After taking a writer’s class, I found my writing platform. As a result, I pulled out the original manuscript, (thank god I didn’t trash it like I started to!), focused on the heart of the story, and re-wrote it with older characters….after peeling back those ‘onion’ layers to discover who they were. As a result, I ended up with a much better story by ‘resurrecting’ bits and pieces of the original manuscript.
As I went through the previous manuscripts, I discovered various portions of the original stories can be recycled. I’ve enjoyed fitting the ‘pieces’ from the ‘old’ and and putting them together with the ‘new’. I’ve been able to do this without pulling out the original pages to refresh my memory of the tale being told.
|Book 4- Nobody’s Business But My Own- planning:Notes, rough outline.
One thing I must point out: if you put down a manuscript and begin a complete re-write of the story, do it without reviewing your original work. Step away from the story for a few days, or weeks and let the old story line leave your thoughts. This is vital. Why? You don’t want to end up writing the same stuff over again. As an author, the concept or idea should be imbedded on your mind without having to read it word-for-word. Doing so will allow the story to emerge from a fresh prespective. Switch up scenes, events, and add in more conflict, goals, and motivations. Before you know it, the story comes forth, and you discover certain events, dialoge, or even partial scenes connect to your original manuscript. You’re original scenes can become back story to your current work.
|Book #5-Untitled- planning: Outlines, notes, scenes. Book 6 is still buried deep in my head!
It’s amazing how your creative mind can work!
One thing you must remember: Don’t get impatient or discouraged!
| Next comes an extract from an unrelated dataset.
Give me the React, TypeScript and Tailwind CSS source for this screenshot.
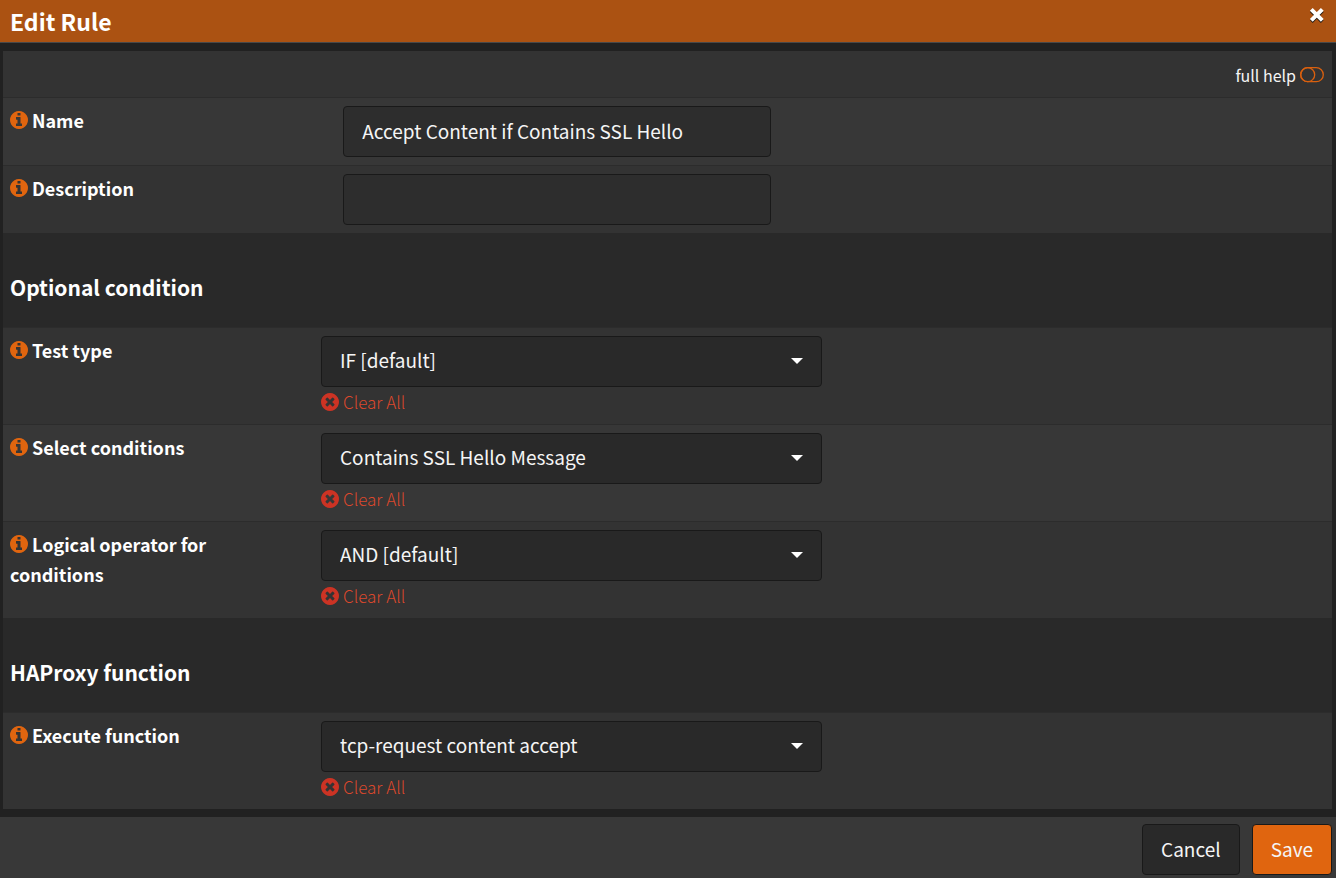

From what I’ve learned from my own writing journey, and all of the other authors I’ve had the opportunity to meet along the way, the average time it takes to write a good story is at least one year. It seems like a lot, but think about the steps it takes to write a story:
- Create the basic plot. (goals, motivation, conflict)
- Design the location, backdrop, or world for the story to take place.
- Create the characters that will inhabit this world. (names, back story, goals, motivations)
- Research jobs, topic for the story, etc., so the story can be as realistic as possible.
- Write a story outline. (rough draft/final draft)
- Write first draft of manuscript.
- Read first draft, then write second draft, and third, and fourth, as many as it takes to get it as good as possible.
- Read manuscript again.
- Edit again.
- Wait for your beta reader/critique partners to read and send back their thoughts.
- Read/edit again.
- Eventually get work professionally edited/proofread.
- And yep, edit again (I swear this step never seems to end!!!)
- Eventually, when you look around, time has passed, and yep, a year has gone by!
Now of course, everyone has their own way of doing things. Some are better, some are not. In the end, it’s all about the amount of work willing to put into your masterpiece. Sometimes its a matter of trial and error. One thing I can be sure of, and I’ve gotten this from self-published, indie authors, and New York Times Best Sellers, you never stop learning or growing as a writer. With every book you write, your storytelling improves. I know mine has. Writing and editing my second book has not been near as hard as it was the first time. Why? Because I’ve learned a lot and have implemented the techniques. Don’t get me wrong, it’s still hard work, but the rewards of seeing the evolution of my work are priceless!
Remember, with hard work, creativity, imagination, perseverance, and patience, a lot of patience…you’ll make that original story become great. Good luck!!